Loch Cameron was warmer than it looks
I met Sue at the loch. She was only a year younger than me (50) and was also doing the Alps to Ocean on a non-electric bike. She had a mountain bike with suspension, but more gear, as she was bike-packing and camping along the way.
Lake Ohau
Good purpose-built track around Lake Ohau
We stopped at the Maori pou for lunch but should’ve stopped 100 yards ahead where there is a picnic table. The lake was beautiful and there was almost enough surf to swim in. The only other riders I encountered on this day of the trail were in a group of twentysomethings who insisted on broadcasting their music from a phone as they rode.
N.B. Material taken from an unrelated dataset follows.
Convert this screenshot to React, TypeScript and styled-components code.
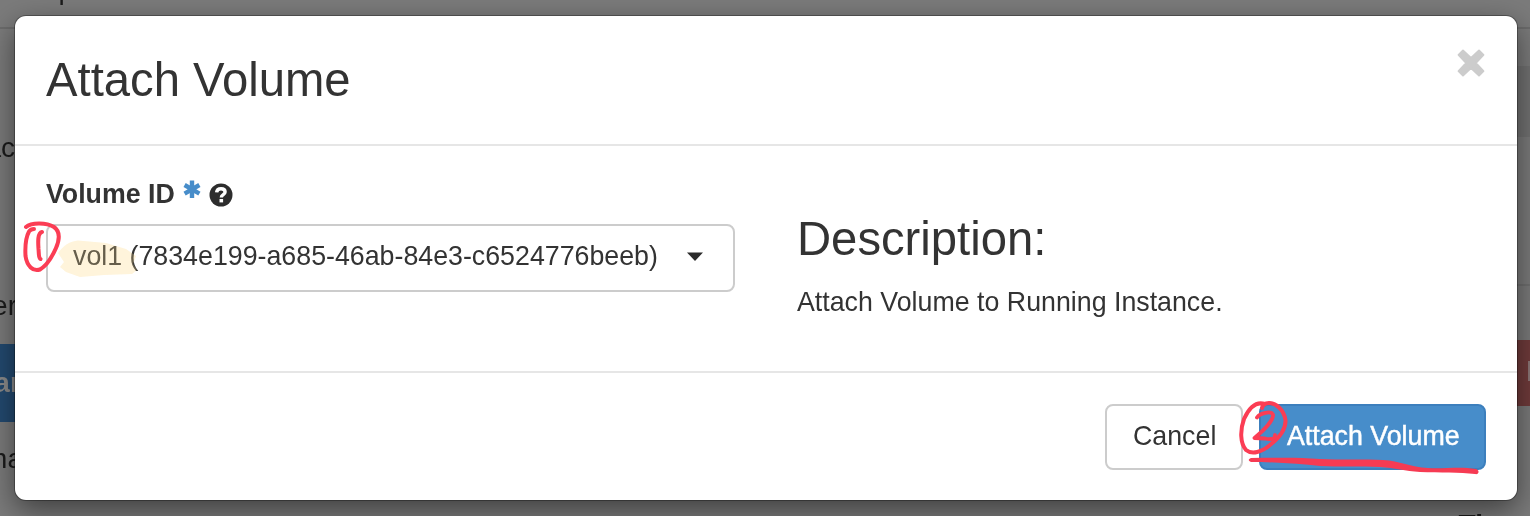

Very annoying and I’m glad we weren’t riding with them. I was mostly riding on my own but occasionally stopped with Sue.
Maori Pou
It was a day of beautiful mountain scenery, fantastic clouds and lots of birds (very few native).
You could see where there had been the massive fire. There was a lot of green regrowth and now finally people are taking down the big pines around buildings. Maybe they will plant some natives that are less likely to burn.
Clearing pine trees at Lake Ohau
Because of the poor weather forecast, we had changed our camping plans to the basic accommodation at Lake Ohau Lodge. $125 got as a fantastic little room with an ensuite. And the lodge is great fun with a good bar (beers are less than $10 a pint and a big plate of nachos was $15) and hot tubs that you can use even if you are camping. Unfortunately I shared the hot tub with a very unfriendly woman from Blenheim (originally French, "from all over France"). When asked what she likes to do in Blenheim, she answered, “lots of things”. Every question was viewed with distain and answered so that she gave nothing away. Which was a shame, as she was walking the length of the South Island on Te Araroa trail. But I guess she was doing it to get away from people.
The lodge was one of many businesses along the trail that have been kept afloat by the Alps2Ocean. Otherwise its main business is the ski season.
Departed 9:30 arrived at 1:30. Time in saddle: three hours.